The imperial context informs some of the most instructive essays in Unrespectable Radicals? James Epstein’s study of Pierre Franc McCallum, a shady radical journalist who fetched up in Trinidad in 1803, stands out. McCallum found an island caught up in the wash of the Haitian revolution and the revolutionary/counterrevolutionary conflicts that had spilled out of Europe. Formerly a Spanish colony, British conquest had made Trinidad into ‘an open frontier, attracting ambitious planters and a motley crew of casualties from other islands looking to revive their fortunes’ (pp. 148–9). Presiding over this confused and factionalised society was the unsympathetic figure of Brigadier-General Thomas Picton, Trinidad’s military governor. McCallum soon fell foul of the Picton regime, but, unbowed by a spell in the notorious prison at Port-of-Spain, he thumbed his nose at the colonial authorities using every literary device at his disposal. Giving the radical underworld a colonial twist is a valuable step. Epstein shows McCallum appealing to British constitutional liberty as a safeguard against the abuse of power on the Atlantic periphery. Nimbly, McCallum also used colonial abuses as a mirror of elite misrule in the metropolis.
David Worrall’s ‘Islam on the romantic period stage: Hyder Ali, Tippoo Saib and beyond the captivity narrative’ also considers the ways in which over-mighty colonial authorities were subject to metropolitan radical critique. Tippoo Saib, the Mysore ruler who had been an antagonist of the East India Company in the 1790s, had been systematically denigrated by the Company’s propagandists in the years immediately before and after his defeat and death in 1799. But within 20 years Tippoo Saib enjoyed a literary rehabilitation. Plays such as Tippoo Saib; Or, The Storming of Seringapatam, staged in the early 1820s, presented the Indian warrior-prince in a far more sympathetic light. Worrall suggests that drama hostile to the East India Company was commercially viable because of a plebeian and multicultural public in London. As is so frequently the case, however, when considering the reception of cultural products, audience response has to be inferred from slender evidence.
The extension of the questions originally posed by Iain McCalman into the colonial world is laudable. After all, by 1820 Britain had the largest maritime empire on earth. London, the imperial capital, was notably cosmopolitan; so too its radical netherworld. Edward Despard, whose insurrectionary career was cut short on the gallows in 1802, had witnessed the inequities of British rule first-hand in Honduras.
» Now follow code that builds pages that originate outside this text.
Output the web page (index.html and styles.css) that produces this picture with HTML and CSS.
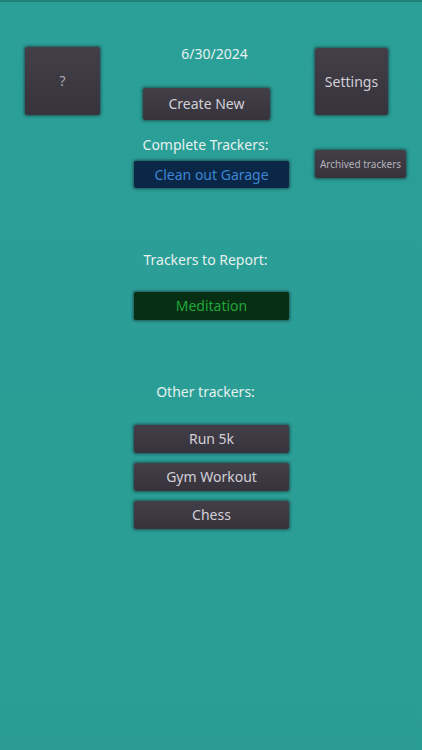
FILE: index.html
```html
<!DOCTYPE html>
<html>
<head>
<meta charset="utf-8">
<link rel="stylesheet" href="styles.css">
</head>
<body>
<div class="screen">
  <div class="side side-left">
    <button class="btn btn-square">?</button>
  </div>
  <div class="center">
    <div class="date">6/30/2024</div>
    <button class="btn btn-create">Create New</button>
    <div class="label label-first">Complete Trackers:</div>
    <button class="btn btn-item btn-complete">Clean out Garage</button>
    <div class="label label-section">Trackers to Report:</div>
    <button class="btn btn-item btn-report">Meditation</button>
    <div class="label label-section">Other trackers:</div>
    <div class="other-list">
      <button class="btn btn-item">Run 5k</button>
      <button class="btn btn-item">Gym Workout</button>
      <button class="btn btn-item">Chess</button>
    </div>
  </div>
  <div class="side side-right">
    <button class="btn btn-square btn-settings">Settings</button>
    <button class="btn btn-archived">Archived trackers</button>
  </div>
</div>
</body>
</html>
```

FILE: styles.css
```css
html, body {
  margin: 0;
  padding: 0;
}
body {
  background: #2a9e96;
  font-family: "Noto Sans", "Open Sans", sans-serif;
  font-size: 14px;
  line-height: 20px;
  color: #e6f1ef;
}
.screen {
  box-sizing: border-box;
  height: 750px;
  border-top: 2px solid #1f837b;
  display: flex;
  align-items: flex-start;
  padding-left: 25px;
  background: linear-gradient(#2ba098, #2a9c94);
}
.btn {
  font-family: inherit;
  font-size: 14px;
  line-height: 20px;
  color: #d2d0d6;
  background: linear-gradient(#433f49, #37333d);
  border: none;
  border-radius: 2px;
  box-shadow: 0 0 3px 1px rgba(20, 20, 28, 0.55);
  padding: 0;
  margin: 0;
  display: flex;
  align-items: center;
  justify-content: center;
}
.side-left {
  width: 75px;
  margin-top: 45px;
}
.btn-square {
  width: 75px;
  height: 68px;
  color: #a9a7ad;
}
.center {
  width: 155px;
  margin-left: 34px;
  display: flex;
  flex-direction: column;
  align-items: center;
}
.date {
  margin-top: 42px;
  margin-left: 6px;
}
.btn-create {
  margin-top: 24px;
  margin-right: 10px;
  width: 127px;
  height: 32px;
}
.label {
  margin-right: 12px;
}
.label-first {
  margin-top: 15px;
}
.label-section {
  margin-top: 62px;
}
.btn-item {
  width: 155px;
  height: 28px;
}
.btn-complete {
  margin-top: 6px;
  height: 27px;
  background: #0a2747;
  color: #3c86d4;
}
.btn-report {
  margin-top: 22px;
  background: #062f13;
  color: #23a63c;
}
.other-list {
  margin-top: 23px;
  display: flex;
  flex-direction: column;
  gap: 10px;
}
.side-right {
  margin-left: 26px;
  margin-top: 46px;
  width: 91px;
  display: flex;
  flex-direction: column;
  align-items: flex-start;
  gap: 35px;
}
.btn-settings {
  width: 73px;
  height: 67px;
  color: #d2d0d6;
}
.btn-archived {
  width: 91px;
  height: 28px;
  font-size: 10px;
  color: #b4b2b8;
}
```
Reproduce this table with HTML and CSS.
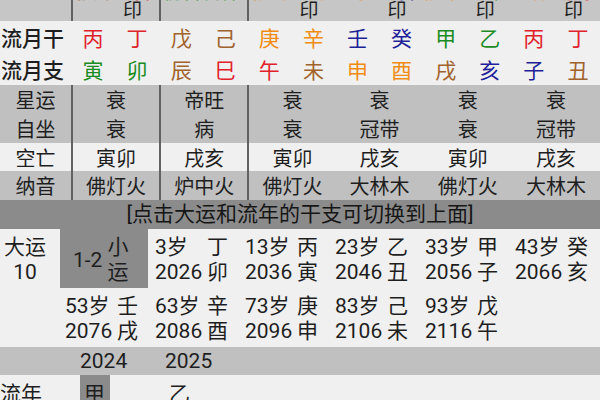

And Robert Wedderburn, one of the most memorable characters in Radical Underworld, was well-placed to attest to the evils of slavery, being the Jamaican offspring of an enslaved African woman and her Scottish master. That said, the focus of the volume under review is resolutely Anglophone. What of other national and imperial experiences? McCalman acknowledged the influence of Robert Darnton’s work on the literary underworlds of the French Enlightenment, but the broader continental dimension is missing from this festschrift, even though McCalman himself has since explored the darker side of Enlightenment culture across Europe. Could a less Anglophone approach pay dividends? The Europe-wide paranoia about the subversive machinations of the illuminati suggests it could.
There are some commendable attempts here to move the experience of the marginalised to the centre of historical attention. Members of the radical underworld were unquestionably marginalised, both at the time and later, but republican women were doubly excluded, for the underworld was a masculine environment, often aggressively so. Christina Parolin’s moving essay on Susannah Wright, whose unquenchable hostility to Christianity brought her repeated court appearances and imprisonment, is therefore welcome. Like many ‘infidel’ activists, Wright exploited the courtroom as an arena in which to publicise her views and to defy her persecutors. The bravura skill with which she did this prompted applause from within the free-thinking circles in which she moved, but those circles were small. The extremism of her views and her association with Richard Carlile, an advocate of birth-control as well as blasphemy, ensured her isolation.
The radical underworld, it is worth remembering, was a small world. Nevertheless, the contributors to this volume make a good case for seeing some of its practices and emphases as having a more pervasive presence in the political culture of the time. Perhaps the implications of this could have been drawn out more explicitly? McCalman’s 1988 book concluded with a tour de force speculation on the place of the underground tradition in the trajectory of working-class culture in the 19th century. There is no equivalent here. This is a collection of case studies, after all. All are soundly researched and well-delivered. The most intriguing are those that self-consciously meditate on their own conceptual foundations. Michael Davis’s essay on the ‘Mob Club’ is exemplary in this respect, using a range of sociological literature to tease out the contradictions in the short life of the LCS. Democrats had to fight hard against the sneers of their opponents, who stigmatised the LCS as an emanation of the ‘mob’: irrational, hysterical and monstrous. The organisational structures of the LCS should not, therefore, be seen simply as functional; they were intended to demonstrate the civility of democrats, to underline their status as practitioners of open, dispassionate discussion. The difficulty for the LCS was that its constituent divisions all too often gathered in an uproarious tavern environment that was in constant tension with the self-consciously upright stance of the Society.
Is the radical underworld, despised and beleaguered, of continuing importance for historians? Emphatically yes. The essays gathered in Unrespectable Radicals? successfully broaden out the terms of debate. The best of them make the early 19th century appear as something far more complex, tangled and contradictory than a simple age of reform. This is salutary. A major historiographical tendency of the 1990s was to insist on the essential continuity in popular radical traditions in Britain. There was little to distinguish Jacobins from Chartists, Chartism slid seamlessly into liberalism, and the labour-socialist tradition grew smoothly out of a liberal seed bed. The recovery of a more pervasive and knotted ‘underground’ tradition speaks a little differently. A stress on the deep continuities in ‘progressive’ politics has its dangers: it can all too easily collapse into simply registering the stately march of progress. The ruffians of the underground tradition, together with a far wider cast of characters than might at first have been guessed at, stand guard against that.